The Alphabet subsidiary plans to test in and around its headquarters in Mountain View, California.

Waymo Castle Test
California just granted Waymo the first-ever permit to test cars on public roads without a human safety driver.

Waymo has been granted a permit by the State of California to test fully driverless vehicles on public roads, according to a statement by the agency released Tuesday. While California isn't the first state to allow this -- Arizona was -- it's by far the most populous state to do so.

We reported earlier this year that California's DMV was accepting applications from companies wanting to test self-driving cars without human safety drivers on public roads, but until this point, no such permits had been issued. Waymo, a leader in the development of autonomous vehicles, is somewhat unsurprisingly the first.

"California has been working toward this milestone for several years, and we will continue to keep the public's safety in mind as this technology evolves," said DMV Director Jean Shiomoto, in a statement.

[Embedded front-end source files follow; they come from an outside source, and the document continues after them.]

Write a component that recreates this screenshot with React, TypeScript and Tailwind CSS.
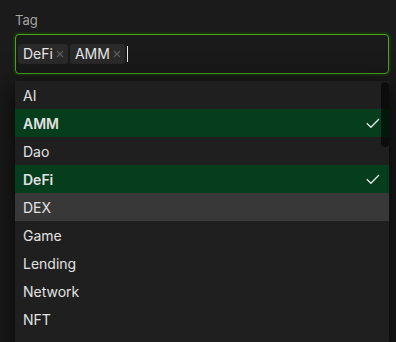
import { useState } from 'react';

const OPTIONS = ['AI', 'AMM', 'Dao', 'DeFi', 'DEX', 'Game', 'Lending', 'Network', 'NFT'];

function CloseIcon() {
  return (
    <svg width="8" height="8" viewBox="0 0 8 8" className="ml-[3px]">
      <path d="M1 1L7 7M7 1L1 7" stroke="#5e5e5e" strokeWidth="1.1" />
    </svg>
  );
}

function CheckIcon() {
  return (
    <svg width="14" height="11" viewBox="0 0 14 11">
      <path d="M0.8 5.2L4.9 9.3L13 1" fill="none" stroke="#e4e4e4" strokeWidth="1.3" />
    </svg>
  );
}

export default function App() {
  const [selected] = useState<string[]>(['DeFi', 'AMM']);
  const active = 'DEX';

  return (
    <div className="h-[342px] w-[396px] overflow-hidden bg-[#1b1b1b] pl-[15px] pr-[7px] pt-[12px] font-['Inter',sans-serif]">
      {/* label */}
      <div className="text-[13px] leading-[16px] text-[#a3a3a3]">Tag</div>

      {/* select input */}
      <div className="mt-[6px] flex h-[40px] items-center gap-[2px] rounded-[4px] border border-[#4ca61f] bg-[#1a1a1a] pl-[2px] shadow-[0_0_0_2px_#1a2e12]">
        {selected.map((tag) => (
          <span
            key={tag}
            className="flex h-[20px] items-center rounded-[3px] bg-[#2a2a2a] pl-[5px] pr-[4px] text-[14px] leading-[20px] text-[#e6e6e6]"
          >
            {tag}
            <CloseIcon />
          </span>
        ))}
        <span className="h-[16px] w-px bg-[#e6e6e6]" />
      </div>

      {/* dropdown */}
      <div className="relative mt-[7px] h-[270px] bg-[#1f1f1f] shadow-[0_6px_16px_0_rgba(0,0,0,0.5),0_9px_28px_8px_rgba(0,0,0,0.3)]">
        {OPTIONS.map((opt) => {
          const isSelected = selected.includes(opt);
          return (
            <div
              key={opt}
              className={
                'flex h-[28px] items-center justify-between pl-[8px] pr-[9px] text-[14px] text-[#e2e2e2] ' +
                (isSelected ? 'bg-[#063d1c] font-semibold' : opt === active ? 'bg-[#383838]' : '')
              }
            >
              <span>{opt}</span>
              {isSelected && <CheckIcon />}
            </div>
          );
        })}
        {/* scrollbar */}
        <div className="absolute right-0 top-[1px] h-[65px] w-[8px] rounded-[4px] bg-black/60" />
      </div>
    </div>
  );
}
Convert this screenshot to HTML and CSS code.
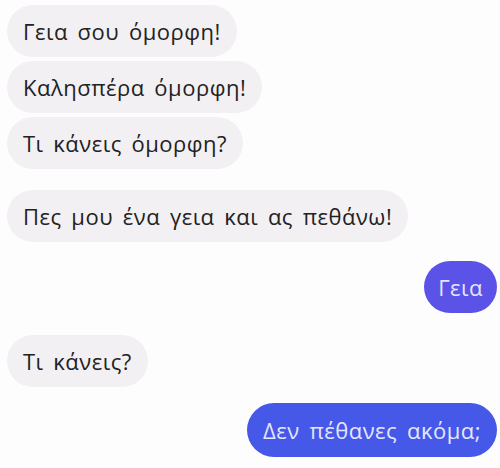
FILE: index.html
```html
<!DOCTYPE html>
<html lang="el">
<head>
  <meta charset="UTF-8">
  <meta name="viewport" content="width=device-width, initial-scale=1.0">
  <title>Chat</title>
  <link rel="stylesheet" href="styles.css">
</head>
<body>
  <div class="chat">
    <div class="group">
      <div class="bubble in">Γεια σου όμορφη!</div>
      <div class="bubble in">Καλησπέρα όμορφη!</div>
      <div class="bubble in">Τι κάνεις όμορφη?</div>
    </div>
    <div class="bubble in gap-1">Πες μου ένα γεια και ας πεθάνω!</div>
    <div class="bubble out violet gap-2">Γεια</div>
    <div class="bubble in gap-3">Τι κάνεις?</div>
    <div class="bubble out gap-4">Δεν πέθανες ακόμα;</div>
  </div>
</body>
</html>
```

FILE: styles.css
```css
body {
  margin: 0;
  background-color: #fdfdfd;
  font-family: "Open Sans", "Noto Sans", sans-serif;
}

.chat {
  display: flex;
  flex-direction: column;
  align-items: flex-start;
  padding: 5px 3px 0 7px;
}

.group {
  display: flex;
  flex-direction: column;
  align-items: flex-start;
  gap: 4px;
}

.bubble {
  height: 52px;
  box-sizing: border-box;
  display: flex;
  align-items: center;
  padding: 0 16px;
  border-radius: 26px;
  font-size: 22px;
  letter-spacing: 0.5px;
  word-spacing: 3.5px;
  white-space: nowrap;
}

.in {
  background-color: #f3f0f4;
  color: #222;
}

.out {
  align-self: flex-end;
  background-color: #4658e7;
  color: #e4e6ff;
  height: 54px;
  border-radius: 27px;
}

.violet {
  background-color: #5b53e8;
  height: 52px;
  padding: 0 14px;
}

.gap-1 { margin-top: 21px; }
.gap-2 { margin-top: 19px; }
.gap-3 { margin-top: 22px; }
.gap-4 { margin-top: 16px; }
```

The limits of the permit are well defined. Waymo is only allowed to test its fleet of approximately three dozen vehicles without human safety drivers inside a predetermined geographical area in and around Mountain View, California, in Santa Clara County. Waymo will be testing during day and night hours, at speeds up to 65 miles per hour and in inclement weather conditions, as outlined in a recent blog post from Waymo.

The predetermined geographical testing area for Waymo's program includes its hometown of Mountain View and outlying areas.


In order to get this permit, Waymo had to jump through some fairly significant hoops mandated by the state, including:

  • Providing evidence of insurance or a bond equal to $5 million.
  • Verifying vehicles are capable of operating without a driver and meet Federal Motor Vehicle Safety Standards and is an SAE Level 4 or 5 vehicle.
  • Confirming vehicles have been tested under controlled conditions that simulate the planned area of operation.
  • Notifying local governments of planned testing in the area.
  • Developing a Law Enforcement Interaction Plan that provides information to law enforcement and other first responders on how to interact with test vehicles.
  • Continuously monitoring the status of test vehicles and providing two-way communication with any passengers.
  • Training remote operators on the technology being tested.

Given the resources and level of technology refinement required by the state, we'll be curious to see which company can secure the second such permit and in what part of California it will choose to operate.